Shift Away from Traditional Banking Routes with Wise’s Fintech Solutions
With cross-border payments increasingly moving away from traditional banking channels, the fintech company Wise highlighted its expanding infrastructure business during its U.S. public market debut. The segment allows banks and tech firms to connect to Wise’s global payment network.
This product area is experiencing rapid growth, mirroring increased demand for alternative solutions to correspondent banking. Wise collaborates with financial institutions such as Standard Chartered, UniCredit, Itaú, and Morgan Stanley, with these partnerships often developed through long-term agreements as banks integrate the platform into their payment systems.
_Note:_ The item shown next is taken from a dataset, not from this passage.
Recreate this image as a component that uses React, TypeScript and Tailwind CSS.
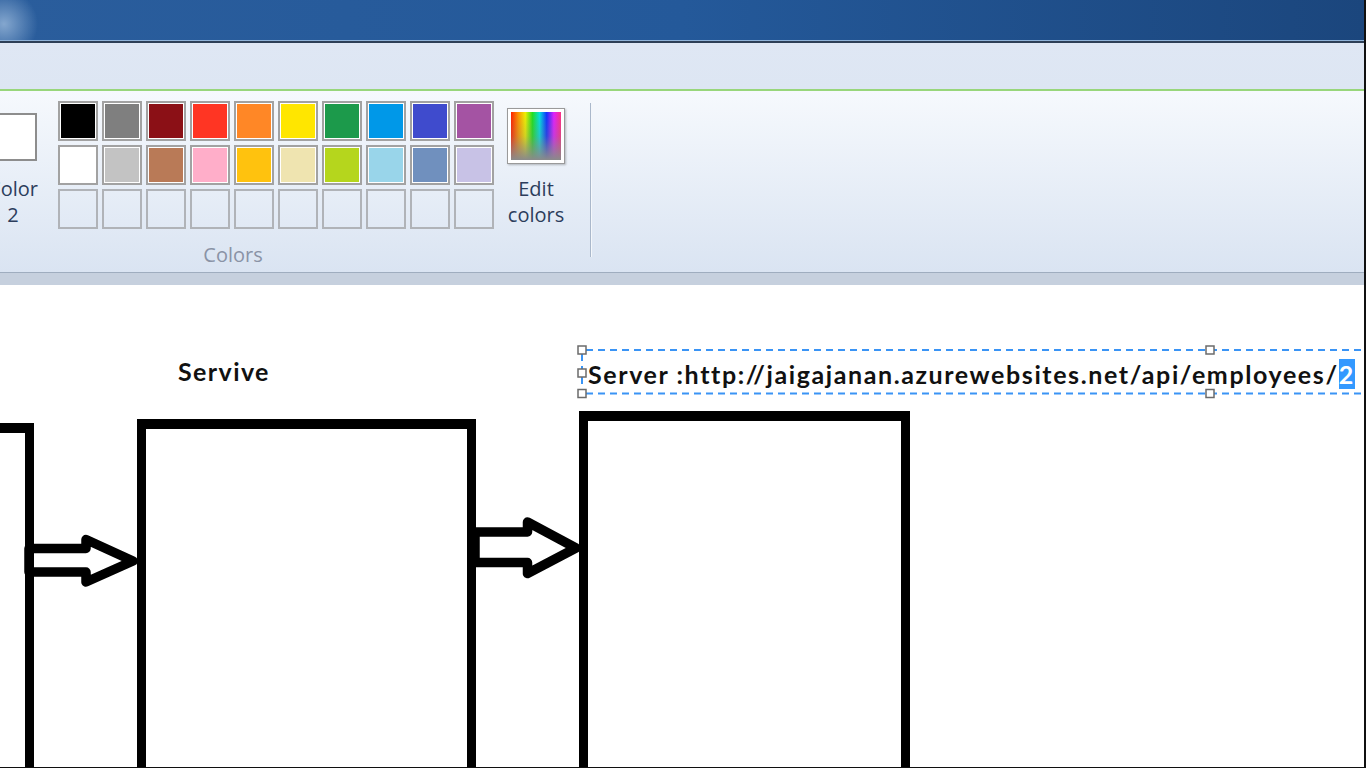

Migrating from Correspondent Banking
Traditional correspondent banking involves a chain of intermediary banks for international payments. This process can add both fees and delays.
“The world’s estimated annual loss in hidden fees due to cross-border payments is over $250 billion,” stated Kristo Käärmann, Co-Founder and CEO at Wise, in a press release. “In the U.S., this figure could rise to $43 billion by 2026.”
Wise operates directly with domestic payment systems in various countries such as the UK Faster Payments System, Singapore’s FAST, Australia’s NPP, Brazil’s Pix, and others in Hungary, the Philippines, and Japan. The company also integrates with SWIFT and holds over 80 regulatory licenses globally, working with more than 90 banking and payments partners.
U.S. Market Focus for Wise
As Wise completed its U.S. Initial Public Offering (IPO) on Nasdaq, the company is intensifying its presence in the U.S. market to gain wider access to capital. In 2025, Wise processed nearly $250 billion in cross-border transactions, a 31% increase from the previous year. Despite this growth, shares declined by nearly 8% on the first day of trading.